The Unicode Consortium was unhappy with this because they were not the cause of the mass confusion, as a result of being late to the party. They devised a scheme in which each character had its own unique code point. They also allocated enough code points to represent all the characters of a lot of different languages. They even added a unique byte sequence at the start of any Unicode text to mark it as Unicode. And thus, all was well and good as long as you didn’t mind having text that took four times more space than usual, and wasted three out of four bytes. The Unicode Consortium at first wasn’t interested in fixing this problem until they realized they could use it to add more “features” (read: confusion). The Consortium begat UTF-8 and UTF-16 in order to fill this need. UTF-8 encoding allowed most characters to be encoded in 8 bits, with the rest as escape sequences, and UTF-16 allowed most characters to be encoded in 16 bits.
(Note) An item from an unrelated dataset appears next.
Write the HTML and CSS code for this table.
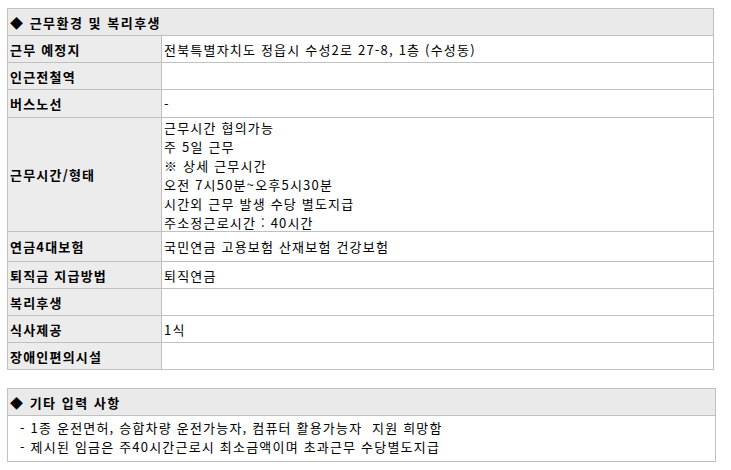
FILE: index.html
```html
<!DOCTYPE html>
<html lang="ko">
<head>
<meta charset="utf-8">
<link rel="stylesheet" href="styles.css">
</head>
<body>
<div class="page">
  <div class="info">
    <div class="head">◆ 근무환경 및 복리후생</div>
    <div class="label">근무 예정지</div><div class="value">전북특별자치도 정읍시 수성2로 27-8, 1층 (수성동)</div>
    <div class="label">인근전철역</div><div class="value"></div>
    <div class="label r28">버스노선</div><div class="value r28">-</div>
    <div class="label r114">근무시간/형태</div>
    <div class="value r114 multi">
      <div>근무시간 협의가능</div>
      <div>주 5일 근무</div>
      <div>※ 상세 근무시간</div>
      <div>오전 7시50분~오후5시30분</div>
      <div>시간외 근무 발생 수당 별도지급</div>
      <div>주소정근로시간 : 40시간</div>
    </div>
    <div class="label r30">연금4대보험</div><div class="value r30">국민연금 고용보험 산재보험 건강보험</div>
    <div class="label">퇴직금 지급방법</div><div class="value">퇴직연금</div>
    <div class="label">복리후생</div><div class="value"></div>
    <div class="label">식사제공</div><div class="value">1식</div>
    <div class="label">장애인편의시설</div><div class="value"></div>
  </div>

  <div class="etc">
    <div class="head">◆ 기타 입력 사항</div>
    <div class="etc-body">
      <div>- 1종 운전면허, 승합차량 운전가능자, 컴퓨터 활용가능자&nbsp; 지원 희망함</div>
      <div>- 제시된 임금은 주40시간근로시 최소금액이며 초과근무 수당별도지급</div>
    </div>
  </div>
</div>
</body>
</html>
```

FILE: styles.css
```css
* { box-sizing: border-box; }
body {
  margin: 0;
  background: #fff;
  color: #000;
  font-family: "Noto Sans CJK KR", "Noto Sans", sans-serif;
  font-size: 13px;
  letter-spacing: 1.2px;
}
.page {
  padding: 8px 0 0 7px;
  display: flex;
  flex-direction: column;
  gap: 18px;
}
.info {
  display: grid;
  grid-template-columns: 154px 552px;
  width: 707px;
  border-top: 1px solid #c0c0c0;
  border-left: 1px solid #c0c0c0;
}
.head {
  grid-column: 1 / -1;
  height: 27px;
  background: #eaeaea;
  border-right: 1px solid #c0c0c0;
  border-bottom: 1px solid #c0c0c0;
  font-size: 13px;
  font-weight: bold;
  letter-spacing: 1.5px;
  padding-left: 2px;
  display: flex;
  align-items: center;
}
.label, .value {
  height: 27px;
  border-right: 1px solid #c0c0c0;
  border-bottom: 1px solid #c0c0c0;
  display: flex;
  align-items: center;
  white-space: nowrap;
}
.label {
  background: #ececec;
  font-weight: bold;
  padding-left: 2px;
}
.value {
  padding-left: 2px;
}
.r28 { height: 28px; }
.r30 { height: 30px; }
.r114 { height: 114px; }
.multi {
  flex-direction: column;
  align-items: flex-start;
  justify-content: flex-start;
  line-height: 19px;
}
.etc {
  width: 709px;
  border: 1px solid #c0c0c0;
}
.etc .head {
  border-right: 0;
  height: 27px;
}
.etc-body {
  line-height: 19px;
  padding: 2px 0 5px 12px;
  white-space: nowrap;
}
```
Originally people implemented these types in C by using unsigned char (UTF-8), unsigned short (UTF-16), or unsigned int (UTF-32). At the time of adoption of Unicode both Win32 and the Mac Toolbox used UTF-16. It was a nice tradeoff between size and efficiency. For most characters they were only wasting one byte (as opposed to three bytes in UTF-32), but could still assume most characters where just 16-bits (as opposed to UTF-8 which escaped anything not ASCII). Life was good.

As most standards committees, the C/C++ standards committee were bent on death and destruction. They saw people were using this newfangled Unicode, and that it was almost sufficiently confusing. The standards committee wanted to advocate this confusion while adding even more. To achieve their demented objective, they introduced wchar_t and std::wstring. But which encoding of Unicode did it use: UTF-16 or UTF-32? BUHAHAHAHA! In their greatest show of leadership to date, the standards committee refused to say. It would be a surprise, and they would hate to spoil a surprise. wchar_t was defined to be more than a byte but no larger than jet liner.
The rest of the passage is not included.